= PROBLEM TO WORK ON =
Pictures stay out of the copy; set down each line of the listing below exactly.

= SUPPLIED DATA =

____

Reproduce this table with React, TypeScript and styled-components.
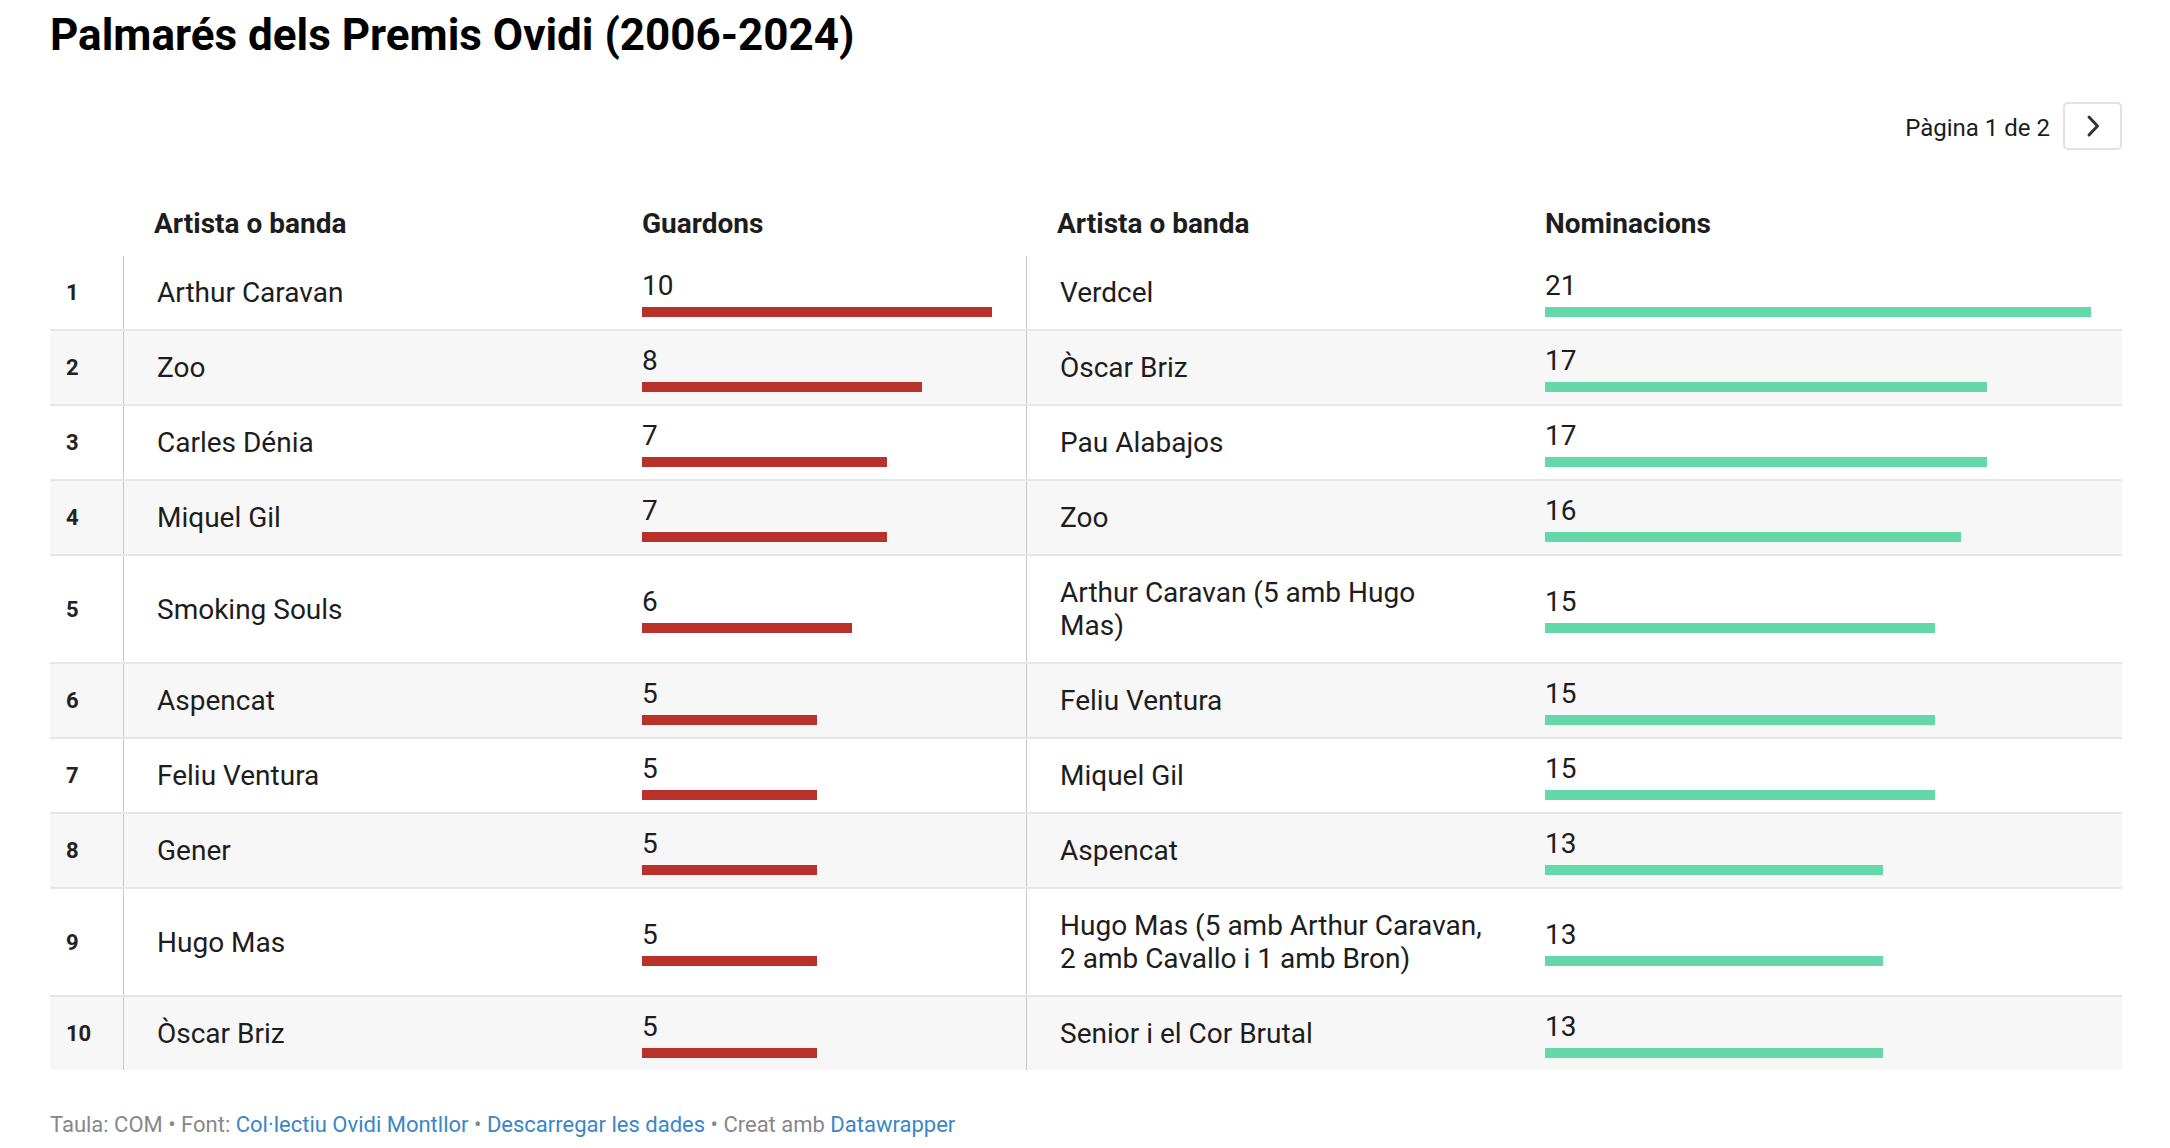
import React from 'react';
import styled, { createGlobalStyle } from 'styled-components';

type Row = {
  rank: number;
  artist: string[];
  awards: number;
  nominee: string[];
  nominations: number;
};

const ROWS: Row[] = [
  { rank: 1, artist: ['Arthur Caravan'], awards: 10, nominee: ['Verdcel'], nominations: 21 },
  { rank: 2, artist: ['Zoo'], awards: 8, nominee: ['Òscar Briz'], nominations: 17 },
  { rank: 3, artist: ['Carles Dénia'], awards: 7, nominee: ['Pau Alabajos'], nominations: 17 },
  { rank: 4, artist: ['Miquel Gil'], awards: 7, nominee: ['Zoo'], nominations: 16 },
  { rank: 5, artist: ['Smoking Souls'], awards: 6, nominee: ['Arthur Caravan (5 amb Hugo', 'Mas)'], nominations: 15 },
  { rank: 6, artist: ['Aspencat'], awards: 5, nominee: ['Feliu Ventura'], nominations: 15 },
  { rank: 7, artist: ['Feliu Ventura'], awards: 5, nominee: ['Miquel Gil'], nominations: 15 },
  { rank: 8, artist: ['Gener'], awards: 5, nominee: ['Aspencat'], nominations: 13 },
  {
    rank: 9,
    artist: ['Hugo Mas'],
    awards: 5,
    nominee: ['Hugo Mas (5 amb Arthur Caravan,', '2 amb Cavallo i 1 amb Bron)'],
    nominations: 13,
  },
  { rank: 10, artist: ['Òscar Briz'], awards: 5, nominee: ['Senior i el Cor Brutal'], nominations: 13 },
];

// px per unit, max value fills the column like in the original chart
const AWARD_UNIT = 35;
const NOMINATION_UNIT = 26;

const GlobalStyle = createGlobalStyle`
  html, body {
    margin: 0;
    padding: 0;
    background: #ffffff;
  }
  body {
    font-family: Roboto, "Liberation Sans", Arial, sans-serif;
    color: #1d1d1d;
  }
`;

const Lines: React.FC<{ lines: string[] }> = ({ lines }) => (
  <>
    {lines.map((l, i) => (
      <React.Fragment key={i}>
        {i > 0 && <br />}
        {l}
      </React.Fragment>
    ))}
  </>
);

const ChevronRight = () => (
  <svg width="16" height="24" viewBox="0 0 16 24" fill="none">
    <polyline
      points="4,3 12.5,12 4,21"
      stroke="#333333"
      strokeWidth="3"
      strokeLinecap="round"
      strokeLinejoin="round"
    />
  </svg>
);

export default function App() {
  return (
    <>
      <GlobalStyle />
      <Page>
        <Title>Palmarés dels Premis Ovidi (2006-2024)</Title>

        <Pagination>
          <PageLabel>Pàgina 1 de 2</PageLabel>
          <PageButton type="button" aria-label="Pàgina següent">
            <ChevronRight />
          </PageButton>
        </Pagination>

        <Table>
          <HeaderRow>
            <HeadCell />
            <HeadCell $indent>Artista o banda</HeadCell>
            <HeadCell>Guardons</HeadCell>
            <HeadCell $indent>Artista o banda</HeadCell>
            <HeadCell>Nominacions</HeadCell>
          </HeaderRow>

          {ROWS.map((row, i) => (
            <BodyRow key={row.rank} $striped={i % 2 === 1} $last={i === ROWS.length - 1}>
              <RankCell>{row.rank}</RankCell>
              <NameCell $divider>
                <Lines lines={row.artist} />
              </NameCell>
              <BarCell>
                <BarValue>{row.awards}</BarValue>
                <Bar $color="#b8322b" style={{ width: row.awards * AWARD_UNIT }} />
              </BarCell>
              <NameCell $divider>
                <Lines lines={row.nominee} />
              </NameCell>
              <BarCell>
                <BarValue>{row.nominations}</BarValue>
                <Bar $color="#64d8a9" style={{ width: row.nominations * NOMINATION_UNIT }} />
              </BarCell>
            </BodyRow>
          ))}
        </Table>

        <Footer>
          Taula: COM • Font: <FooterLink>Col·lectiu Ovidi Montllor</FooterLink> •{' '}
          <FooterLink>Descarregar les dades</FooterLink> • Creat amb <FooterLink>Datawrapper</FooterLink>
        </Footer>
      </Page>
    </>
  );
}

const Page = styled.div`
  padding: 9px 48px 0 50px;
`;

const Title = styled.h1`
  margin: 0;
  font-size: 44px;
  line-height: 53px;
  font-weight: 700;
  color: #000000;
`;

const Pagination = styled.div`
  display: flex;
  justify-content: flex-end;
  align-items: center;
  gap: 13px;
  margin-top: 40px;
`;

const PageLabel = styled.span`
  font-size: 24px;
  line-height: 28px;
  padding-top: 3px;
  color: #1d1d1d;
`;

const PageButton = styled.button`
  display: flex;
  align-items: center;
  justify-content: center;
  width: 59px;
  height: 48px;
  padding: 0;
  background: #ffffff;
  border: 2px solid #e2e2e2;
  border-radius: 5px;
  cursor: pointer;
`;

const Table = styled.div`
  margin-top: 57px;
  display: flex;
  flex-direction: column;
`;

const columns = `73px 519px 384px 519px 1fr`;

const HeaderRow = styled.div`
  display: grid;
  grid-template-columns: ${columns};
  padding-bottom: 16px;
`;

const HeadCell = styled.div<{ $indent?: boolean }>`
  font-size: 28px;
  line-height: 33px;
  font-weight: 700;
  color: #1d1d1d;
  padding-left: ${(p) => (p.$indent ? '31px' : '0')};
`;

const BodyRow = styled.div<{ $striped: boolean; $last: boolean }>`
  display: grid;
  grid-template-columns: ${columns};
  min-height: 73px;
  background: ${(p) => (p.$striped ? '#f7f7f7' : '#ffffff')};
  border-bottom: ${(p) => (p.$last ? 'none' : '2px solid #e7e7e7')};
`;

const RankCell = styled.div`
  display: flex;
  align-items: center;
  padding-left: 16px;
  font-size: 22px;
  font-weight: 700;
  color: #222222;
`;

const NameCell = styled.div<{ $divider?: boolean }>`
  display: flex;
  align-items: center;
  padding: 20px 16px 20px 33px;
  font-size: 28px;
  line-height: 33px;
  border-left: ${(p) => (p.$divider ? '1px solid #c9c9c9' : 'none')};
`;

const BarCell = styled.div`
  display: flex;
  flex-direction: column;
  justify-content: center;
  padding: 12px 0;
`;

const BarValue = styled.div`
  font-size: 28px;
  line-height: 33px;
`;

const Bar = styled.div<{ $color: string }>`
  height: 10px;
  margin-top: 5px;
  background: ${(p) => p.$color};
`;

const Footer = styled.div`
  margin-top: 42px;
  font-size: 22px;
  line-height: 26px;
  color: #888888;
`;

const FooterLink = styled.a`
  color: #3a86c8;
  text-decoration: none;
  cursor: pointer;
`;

____

= TASK RESULT =
Reproduce this table with React, TypeScript and styled-components.
import React from 'react';
import styled, { createGlobalStyle } from 'styled-components';

type Row = {
  rank: number;
  artist: string[];
  awards: number;
  nominee: string[];
  nominations: number;
};

const ROWS: Row[] = [
  { rank: 1, artist: ['Arthur Caravan'], awards: 10, nominee: ['Verdcel'], nominations: 21 },
  { rank: 2, artist: ['Zoo'], awards: 8, nominee: ['Òscar Briz'], nominations: 17 },
  { rank: 3, artist: ['Carles Dénia'], awards: 7, nominee: ['Pau Alabajos'], nominations: 17 },
  { rank: 4, artist: ['Miquel Gil'], awards: 7, nominee: ['Zoo'], nominations: 16 },
  { rank: 5, artist: ['Smoking Souls'], awards: 6, nominee: ['Arthur Caravan (5 amb Hugo', 'Mas)'], nominations: 15 },
  { rank: 6, artist: ['Aspencat'], awards: 5, nominee: ['Feliu Ventura'], nominations: 15 },
  { rank: 7, artist: ['Feliu Ventura'], awards: 5, nominee: ['Miquel Gil'], nominations: 15 },
  { rank: 8, artist: ['Gener'], awards: 5, nominee: ['Aspencat'], nominations: 13 },
  {
    rank: 9,
    artist: ['Hugo Mas'],
    awards: 5,
    nominee: ['Hugo Mas (5 amb Arthur Caravan,', '2 amb Cavallo i 1 amb Bron)'],
    nominations: 13,
  },
  { rank: 10, artist: ['Òscar Briz'], awards: 5, nominee: ['Senior i el Cor Brutal'], nominations: 13 },
];

// px per unit, max value fills the column like in the original chart
const AWARD_UNIT = 35;
const NOMINATION_UNIT = 26;

const GlobalStyle = createGlobalStyle`
  html, body {
    margin: 0;
    padding: 0;
    background: #ffffff;
  }
  body {
    font-family: Roboto, "Liberation Sans", Arial, sans-serif;
    color: #1d1d1d;
  }
`;

const Lines: React.FC<{ lines: string[] }> = ({ lines }) => (
  <>
    {lines.map((l, i) => (
      <React.Fragment key={i}>
        {i > 0 && <br />}
        {l}
      </React.Fragment>
    ))}
  </>
);

const ChevronRight = () => (
  <svg width="16" height="24" viewBox="0 0 16 24" fill="none">
    <polyline
      points="4,3 12.5,12 4,21"
      stroke="#333333"
      strokeWidth="3"
      strokeLinecap="round"
      strokeLinejoin="round"
    />
  </svg>
);

export default function App() {
  return (
    <>
      <GlobalStyle />
      <Page>
        <Title>Palmarés dels Premis Ovidi (2006-2024)</Title>

        <Pagination>
          <PageLabel>Pàgina 1 de 2</PageLabel>
          <PageButton type="button" aria-label="Pàgina següent">
            <ChevronRight />
          </PageButton>
        </Pagination>

        <Table>
          <HeaderRow>
            <HeadCell />
            <HeadCell $indent>Artista o banda</HeadCell>
            <HeadCell>Guardons</HeadCell>
            <HeadCell $indent>Artista o banda</HeadCell>
            <HeadCell>Nominacions</HeadCell>
          </HeaderRow>

          {ROWS.map((row, i) => (
            <BodyRow key={row.rank} $striped={i % 2 === 1} $last={i === ROWS.length - 1}>
              <RankCell>{row.rank}</RankCell>
              <NameCell $divider>
                <Lines lines={row.artist} />
              </NameCell>
              <BarCell>
                <BarValue>{row.awards}</BarValue>
                <Bar $color="#b8322b" style={{ width: row.awards * AWARD_UNIT }} />
              </BarCell>
              <NameCell $divider>
                <Lines lines={row.nominee} />
              </NameCell>
              <BarCell>
                <BarValue>{row.nominations}</BarValue>
                <Bar $color="#64d8a9" style={{ width: row.nominations * NOMINATION_UNIT }} />
              </BarCell>
            </BodyRow>
          ))}
        </Table>

        <Footer>
          Taula: COM • Font: <FooterLink>Col·lectiu Ovidi Montllor</FooterLink> •{' '}
          <FooterLink>Descarregar les dades</FooterLink> • Creat amb <FooterLink>Datawrapper</FooterLink>
        </Footer>
      </Page>
    </>
  );
}

const Page = styled.div`
  padding: 9px 48px 0 50px;
`;

const Title = styled.h1`
  margin: 0;
  font-size: 44px;
  line-height: 53px;
  font-weight: 700;
  color: #000000;
`;

const Pagination = styled.div`
  display: flex;
  justify-content: flex-end;
  align-items: center;
  gap: 13px;
  margin-top: 40px;
`;

const PageLabel = styled.span`
  font-size: 24px;
  line-height: 28px;
  padding-top: 3px;
  color: #1d1d1d;
`;

const PageButton = styled.button`
  display: flex;
  align-items: center;
  justify-content: center;
  width: 59px;
  height: 48px;
  padding: 0;
  background: #ffffff;
  border: 2px solid #e2e2e2;
  border-radius: 5px;
  cursor: pointer;
`;

const Table = styled.div`
  margin-top: 57px;
  display: flex;
  flex-direction: column;
`;

const columns = `73px 519px 384px 519px 1fr`;

const HeaderRow = styled.div`
  display: grid;
  grid-template-columns: ${columns};
  padding-bottom: 16px;
`;

const HeadCell = styled.div<{ $indent?: boolean }>`
  font-size: 28px;
  line-height: 33px;
  font-weight: 700;
  color: #1d1d1d;
  padding-left: ${(p) => (p.$indent ? '31px' : '0')};
`;

const BodyRow = styled.div<{ $striped: boolean; $last: boolean }>`
  display: grid;
  grid-template-columns: ${columns};
  min-height: 73px;
  background: ${(p) => (p.$striped ? '#f7f7f7' : '#ffffff')};
  border-bottom: ${(p) => (p.$last ? 'none' : '2px solid #e7e7e7')};
`;

const RankCell = styled.div`
  display: flex;
  align-items: center;
  padding-left: 16px;
  font-size: 22px;
  font-weight: 700;
  color: #222222;
`;

const NameCell = styled.div<{ $divider?: boolean }>`
  display: flex;
  align-items: center;
  padding: 20px 16px 20px 33px;
  font-size: 28px;
  line-height: 33px;
  border-left: ${(p) => (p.$divider ? '1px solid #c9c9c9' : 'none')};
`;

const BarCell = styled.div`
  display: flex;
  flex-direction: column;
  justify-content: center;
  padding: 12px 0;
`;

const BarValue = styled.div`
  font-size: 28px;
  line-height: 33px;
`;

const Bar = styled.div<{ $color: string }>`
  height: 10px;
  margin-top: 5px;
  background: ${(p) => p.$color};
`;

const Footer = styled.div`
  margin-top: 42px;
  font-size: 22px;
  line-height: 26px;
  color: #888888;
`;

const FooterLink = styled.a`
  color: #3a86c8;
  text-decoration: none;
  cursor: pointer;
`;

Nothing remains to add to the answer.